## INPUT RECORDS
--------------------------------------------------

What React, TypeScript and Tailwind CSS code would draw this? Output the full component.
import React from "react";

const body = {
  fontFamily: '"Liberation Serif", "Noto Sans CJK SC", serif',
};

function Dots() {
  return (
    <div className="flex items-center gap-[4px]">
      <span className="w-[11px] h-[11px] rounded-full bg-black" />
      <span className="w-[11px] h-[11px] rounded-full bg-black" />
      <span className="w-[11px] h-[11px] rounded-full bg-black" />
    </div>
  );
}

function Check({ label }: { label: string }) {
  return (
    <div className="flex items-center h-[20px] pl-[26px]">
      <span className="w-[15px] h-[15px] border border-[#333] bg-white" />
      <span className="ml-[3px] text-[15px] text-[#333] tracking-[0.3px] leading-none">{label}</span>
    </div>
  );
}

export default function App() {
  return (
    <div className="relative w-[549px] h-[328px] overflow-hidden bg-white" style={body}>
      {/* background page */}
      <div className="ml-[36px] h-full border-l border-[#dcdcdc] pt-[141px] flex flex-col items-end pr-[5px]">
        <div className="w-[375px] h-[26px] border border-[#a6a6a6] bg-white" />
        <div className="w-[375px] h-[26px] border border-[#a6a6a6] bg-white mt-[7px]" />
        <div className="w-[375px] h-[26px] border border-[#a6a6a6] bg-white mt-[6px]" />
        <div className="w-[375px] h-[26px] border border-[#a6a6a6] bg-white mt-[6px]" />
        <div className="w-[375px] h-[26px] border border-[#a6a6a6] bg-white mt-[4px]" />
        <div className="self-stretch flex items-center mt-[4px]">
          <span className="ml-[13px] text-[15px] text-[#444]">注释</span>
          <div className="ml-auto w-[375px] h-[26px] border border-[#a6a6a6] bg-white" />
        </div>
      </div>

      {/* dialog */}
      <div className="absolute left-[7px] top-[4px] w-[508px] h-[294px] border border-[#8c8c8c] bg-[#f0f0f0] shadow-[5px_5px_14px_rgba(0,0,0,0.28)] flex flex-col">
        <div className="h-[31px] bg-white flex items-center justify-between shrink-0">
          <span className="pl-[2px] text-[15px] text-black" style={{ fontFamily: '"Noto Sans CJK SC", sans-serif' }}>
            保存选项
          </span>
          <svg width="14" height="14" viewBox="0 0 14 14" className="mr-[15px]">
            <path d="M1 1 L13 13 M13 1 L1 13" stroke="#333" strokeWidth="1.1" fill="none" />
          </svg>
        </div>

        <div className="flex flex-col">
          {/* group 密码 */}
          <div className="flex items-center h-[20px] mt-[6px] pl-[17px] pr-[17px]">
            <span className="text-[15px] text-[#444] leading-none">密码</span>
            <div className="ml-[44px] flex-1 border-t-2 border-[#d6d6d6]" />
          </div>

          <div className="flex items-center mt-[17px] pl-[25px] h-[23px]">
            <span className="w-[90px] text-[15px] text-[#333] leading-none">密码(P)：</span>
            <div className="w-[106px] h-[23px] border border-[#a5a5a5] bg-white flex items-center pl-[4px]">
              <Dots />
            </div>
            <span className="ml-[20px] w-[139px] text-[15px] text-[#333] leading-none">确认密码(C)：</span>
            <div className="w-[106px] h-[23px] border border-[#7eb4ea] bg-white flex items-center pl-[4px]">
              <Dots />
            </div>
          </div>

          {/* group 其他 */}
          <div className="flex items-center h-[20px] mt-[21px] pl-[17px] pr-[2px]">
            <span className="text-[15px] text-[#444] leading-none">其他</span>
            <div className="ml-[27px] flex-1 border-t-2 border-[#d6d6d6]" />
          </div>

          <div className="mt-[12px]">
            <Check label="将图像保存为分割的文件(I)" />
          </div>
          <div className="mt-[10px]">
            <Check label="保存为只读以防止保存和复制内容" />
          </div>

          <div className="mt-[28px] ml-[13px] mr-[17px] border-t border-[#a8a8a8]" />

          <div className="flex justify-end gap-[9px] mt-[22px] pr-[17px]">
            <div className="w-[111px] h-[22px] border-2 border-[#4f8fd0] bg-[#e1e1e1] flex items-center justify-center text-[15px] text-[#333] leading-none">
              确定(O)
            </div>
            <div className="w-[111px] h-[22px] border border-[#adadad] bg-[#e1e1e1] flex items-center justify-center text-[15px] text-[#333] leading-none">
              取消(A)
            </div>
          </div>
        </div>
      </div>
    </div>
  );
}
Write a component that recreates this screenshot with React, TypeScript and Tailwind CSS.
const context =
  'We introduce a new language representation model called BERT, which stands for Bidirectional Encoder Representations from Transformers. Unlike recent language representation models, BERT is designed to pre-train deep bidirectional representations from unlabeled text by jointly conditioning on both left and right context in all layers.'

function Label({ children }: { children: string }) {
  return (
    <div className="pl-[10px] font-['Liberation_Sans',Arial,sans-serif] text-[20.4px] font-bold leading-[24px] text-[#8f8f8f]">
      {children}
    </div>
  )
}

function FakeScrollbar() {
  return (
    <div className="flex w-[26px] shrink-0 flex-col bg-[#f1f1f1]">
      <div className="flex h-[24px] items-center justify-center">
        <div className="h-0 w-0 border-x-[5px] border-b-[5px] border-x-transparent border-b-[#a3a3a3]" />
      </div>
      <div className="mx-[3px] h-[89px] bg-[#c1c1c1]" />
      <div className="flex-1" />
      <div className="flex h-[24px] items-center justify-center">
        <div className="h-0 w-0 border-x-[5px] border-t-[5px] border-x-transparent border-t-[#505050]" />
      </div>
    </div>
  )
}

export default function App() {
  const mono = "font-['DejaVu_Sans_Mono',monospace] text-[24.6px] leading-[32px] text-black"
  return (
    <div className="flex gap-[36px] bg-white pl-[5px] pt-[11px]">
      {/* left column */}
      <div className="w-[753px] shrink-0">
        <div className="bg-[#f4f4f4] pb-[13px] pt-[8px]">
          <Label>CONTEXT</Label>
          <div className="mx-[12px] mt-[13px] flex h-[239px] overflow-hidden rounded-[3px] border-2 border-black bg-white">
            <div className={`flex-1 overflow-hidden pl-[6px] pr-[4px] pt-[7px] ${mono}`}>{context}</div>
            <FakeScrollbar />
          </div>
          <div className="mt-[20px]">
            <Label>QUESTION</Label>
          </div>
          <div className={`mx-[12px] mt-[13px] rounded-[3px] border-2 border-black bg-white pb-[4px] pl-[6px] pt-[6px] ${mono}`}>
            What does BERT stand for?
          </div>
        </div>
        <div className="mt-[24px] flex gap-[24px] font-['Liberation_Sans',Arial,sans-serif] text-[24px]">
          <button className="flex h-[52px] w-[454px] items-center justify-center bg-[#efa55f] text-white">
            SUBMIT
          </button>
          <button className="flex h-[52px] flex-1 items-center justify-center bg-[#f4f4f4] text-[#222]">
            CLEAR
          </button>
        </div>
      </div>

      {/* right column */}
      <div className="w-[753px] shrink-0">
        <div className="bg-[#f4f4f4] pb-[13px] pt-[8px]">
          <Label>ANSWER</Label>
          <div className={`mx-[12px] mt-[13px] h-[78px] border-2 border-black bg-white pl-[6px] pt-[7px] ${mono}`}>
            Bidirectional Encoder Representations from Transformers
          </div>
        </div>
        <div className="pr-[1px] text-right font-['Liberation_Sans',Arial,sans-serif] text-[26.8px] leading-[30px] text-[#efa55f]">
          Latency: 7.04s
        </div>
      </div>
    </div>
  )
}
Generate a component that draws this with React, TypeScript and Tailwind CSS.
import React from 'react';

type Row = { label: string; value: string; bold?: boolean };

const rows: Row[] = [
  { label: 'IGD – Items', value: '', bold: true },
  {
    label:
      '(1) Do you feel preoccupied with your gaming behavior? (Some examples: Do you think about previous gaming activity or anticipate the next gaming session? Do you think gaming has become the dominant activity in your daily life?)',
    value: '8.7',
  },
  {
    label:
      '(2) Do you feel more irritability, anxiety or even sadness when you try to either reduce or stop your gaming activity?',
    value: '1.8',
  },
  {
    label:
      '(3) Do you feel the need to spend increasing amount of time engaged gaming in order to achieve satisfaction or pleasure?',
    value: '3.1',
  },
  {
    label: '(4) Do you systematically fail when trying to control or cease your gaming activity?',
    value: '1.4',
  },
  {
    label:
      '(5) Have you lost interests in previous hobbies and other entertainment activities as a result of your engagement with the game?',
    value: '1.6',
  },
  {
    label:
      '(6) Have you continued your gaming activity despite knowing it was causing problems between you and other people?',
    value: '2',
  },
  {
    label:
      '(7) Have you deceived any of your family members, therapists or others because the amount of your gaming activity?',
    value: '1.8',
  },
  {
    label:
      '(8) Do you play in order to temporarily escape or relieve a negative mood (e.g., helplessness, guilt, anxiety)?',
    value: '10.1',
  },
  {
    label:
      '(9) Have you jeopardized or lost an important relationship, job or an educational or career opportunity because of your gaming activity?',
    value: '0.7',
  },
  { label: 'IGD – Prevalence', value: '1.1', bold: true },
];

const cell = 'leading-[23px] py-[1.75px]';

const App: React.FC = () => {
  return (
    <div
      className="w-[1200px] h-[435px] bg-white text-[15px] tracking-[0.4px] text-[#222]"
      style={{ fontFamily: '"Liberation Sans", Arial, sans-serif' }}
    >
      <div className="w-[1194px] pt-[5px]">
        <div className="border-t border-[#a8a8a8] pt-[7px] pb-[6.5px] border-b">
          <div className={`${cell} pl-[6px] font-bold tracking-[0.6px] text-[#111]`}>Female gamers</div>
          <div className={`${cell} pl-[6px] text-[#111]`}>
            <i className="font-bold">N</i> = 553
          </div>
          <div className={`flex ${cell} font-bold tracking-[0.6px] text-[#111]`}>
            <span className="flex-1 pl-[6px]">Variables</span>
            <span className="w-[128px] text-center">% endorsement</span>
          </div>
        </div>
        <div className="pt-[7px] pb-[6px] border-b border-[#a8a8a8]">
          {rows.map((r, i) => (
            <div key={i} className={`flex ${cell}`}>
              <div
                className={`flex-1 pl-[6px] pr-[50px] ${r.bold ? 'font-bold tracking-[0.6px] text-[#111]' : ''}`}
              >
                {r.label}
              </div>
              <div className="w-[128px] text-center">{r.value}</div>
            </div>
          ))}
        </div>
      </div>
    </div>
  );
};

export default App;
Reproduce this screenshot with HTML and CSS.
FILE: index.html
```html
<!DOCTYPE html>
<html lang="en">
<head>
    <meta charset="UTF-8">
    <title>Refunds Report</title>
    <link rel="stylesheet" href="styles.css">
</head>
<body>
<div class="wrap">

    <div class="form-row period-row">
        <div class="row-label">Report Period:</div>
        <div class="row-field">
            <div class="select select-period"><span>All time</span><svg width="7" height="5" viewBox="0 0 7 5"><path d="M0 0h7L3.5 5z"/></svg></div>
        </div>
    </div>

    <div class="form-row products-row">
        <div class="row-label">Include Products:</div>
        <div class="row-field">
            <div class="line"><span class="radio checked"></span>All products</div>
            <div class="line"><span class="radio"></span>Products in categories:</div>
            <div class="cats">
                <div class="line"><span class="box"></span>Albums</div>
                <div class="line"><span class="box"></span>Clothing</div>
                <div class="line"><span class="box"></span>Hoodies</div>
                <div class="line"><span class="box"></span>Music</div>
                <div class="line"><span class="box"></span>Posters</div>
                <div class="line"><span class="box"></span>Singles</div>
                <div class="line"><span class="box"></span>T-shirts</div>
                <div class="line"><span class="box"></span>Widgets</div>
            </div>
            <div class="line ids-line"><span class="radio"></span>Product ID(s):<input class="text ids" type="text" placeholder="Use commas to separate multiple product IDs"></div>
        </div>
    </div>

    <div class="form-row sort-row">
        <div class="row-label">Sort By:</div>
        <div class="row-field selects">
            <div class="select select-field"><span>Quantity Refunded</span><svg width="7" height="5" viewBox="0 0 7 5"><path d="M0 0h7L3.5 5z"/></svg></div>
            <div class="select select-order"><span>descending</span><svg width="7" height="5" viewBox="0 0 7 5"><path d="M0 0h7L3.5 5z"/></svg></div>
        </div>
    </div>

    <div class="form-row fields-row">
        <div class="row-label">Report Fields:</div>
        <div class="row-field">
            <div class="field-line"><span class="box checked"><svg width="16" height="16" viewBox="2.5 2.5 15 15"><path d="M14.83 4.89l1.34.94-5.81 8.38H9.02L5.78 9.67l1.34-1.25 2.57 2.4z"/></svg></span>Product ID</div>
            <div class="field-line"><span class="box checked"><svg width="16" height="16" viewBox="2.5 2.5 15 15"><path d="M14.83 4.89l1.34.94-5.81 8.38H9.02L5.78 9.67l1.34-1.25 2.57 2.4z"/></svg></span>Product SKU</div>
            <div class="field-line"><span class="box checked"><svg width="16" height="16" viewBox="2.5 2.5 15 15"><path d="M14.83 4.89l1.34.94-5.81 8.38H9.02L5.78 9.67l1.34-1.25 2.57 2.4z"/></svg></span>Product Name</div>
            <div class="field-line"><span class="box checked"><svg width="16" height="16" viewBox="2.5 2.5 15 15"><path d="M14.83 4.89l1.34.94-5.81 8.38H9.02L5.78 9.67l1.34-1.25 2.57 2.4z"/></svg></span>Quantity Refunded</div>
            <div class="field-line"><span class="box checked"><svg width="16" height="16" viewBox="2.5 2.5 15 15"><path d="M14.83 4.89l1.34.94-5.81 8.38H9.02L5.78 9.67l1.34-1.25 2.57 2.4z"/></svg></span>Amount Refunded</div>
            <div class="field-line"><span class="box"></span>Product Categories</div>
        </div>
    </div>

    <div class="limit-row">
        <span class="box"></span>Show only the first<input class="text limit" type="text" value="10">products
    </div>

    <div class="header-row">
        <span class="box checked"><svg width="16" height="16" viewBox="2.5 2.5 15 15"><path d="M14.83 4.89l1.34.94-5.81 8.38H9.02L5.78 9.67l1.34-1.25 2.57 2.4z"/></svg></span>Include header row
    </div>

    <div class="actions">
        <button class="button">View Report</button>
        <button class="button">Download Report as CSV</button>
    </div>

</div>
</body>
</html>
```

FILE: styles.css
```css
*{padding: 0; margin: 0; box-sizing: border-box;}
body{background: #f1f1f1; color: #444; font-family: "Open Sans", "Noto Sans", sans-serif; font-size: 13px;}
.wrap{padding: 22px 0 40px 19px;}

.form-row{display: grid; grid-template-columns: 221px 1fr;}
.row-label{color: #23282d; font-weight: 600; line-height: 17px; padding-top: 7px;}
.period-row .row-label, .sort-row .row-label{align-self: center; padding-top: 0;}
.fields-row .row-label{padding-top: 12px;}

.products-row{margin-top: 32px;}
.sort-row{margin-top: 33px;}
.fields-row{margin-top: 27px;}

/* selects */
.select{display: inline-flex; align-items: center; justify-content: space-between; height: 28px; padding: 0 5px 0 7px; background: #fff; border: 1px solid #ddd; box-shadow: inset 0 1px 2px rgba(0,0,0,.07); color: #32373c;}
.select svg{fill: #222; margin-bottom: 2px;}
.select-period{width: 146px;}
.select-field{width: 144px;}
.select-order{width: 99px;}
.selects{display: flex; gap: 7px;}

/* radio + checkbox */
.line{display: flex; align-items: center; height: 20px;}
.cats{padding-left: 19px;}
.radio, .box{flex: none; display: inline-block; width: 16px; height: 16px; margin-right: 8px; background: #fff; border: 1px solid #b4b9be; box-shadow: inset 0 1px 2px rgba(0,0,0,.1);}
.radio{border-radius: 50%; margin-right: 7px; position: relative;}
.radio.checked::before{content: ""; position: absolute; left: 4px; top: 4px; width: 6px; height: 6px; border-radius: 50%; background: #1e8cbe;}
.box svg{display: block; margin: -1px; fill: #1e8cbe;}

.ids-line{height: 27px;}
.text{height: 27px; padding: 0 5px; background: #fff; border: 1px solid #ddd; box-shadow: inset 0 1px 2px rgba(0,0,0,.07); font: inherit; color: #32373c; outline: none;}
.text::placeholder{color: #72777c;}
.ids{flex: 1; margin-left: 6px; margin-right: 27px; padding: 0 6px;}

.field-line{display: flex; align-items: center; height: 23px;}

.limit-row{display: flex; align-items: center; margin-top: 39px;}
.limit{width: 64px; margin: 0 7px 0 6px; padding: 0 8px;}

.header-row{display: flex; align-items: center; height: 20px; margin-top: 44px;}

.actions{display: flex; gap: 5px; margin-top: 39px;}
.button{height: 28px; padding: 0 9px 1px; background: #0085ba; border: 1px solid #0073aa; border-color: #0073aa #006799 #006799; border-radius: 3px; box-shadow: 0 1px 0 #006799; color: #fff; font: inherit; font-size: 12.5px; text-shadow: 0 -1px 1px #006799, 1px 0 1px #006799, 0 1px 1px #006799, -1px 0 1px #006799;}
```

--------------------------------------------------

## WHAT YOU NEED TO DO
Exactly as written, return the lines from the line containing "Generate a component" through the line containing "string; value: string;", both included.

## EXERCISE SOLUTION
Generate a component that draws this with React, TypeScript and Tailwind CSS.
import React from 'react';

type Row = { label: string; value: string; bold?: boolean };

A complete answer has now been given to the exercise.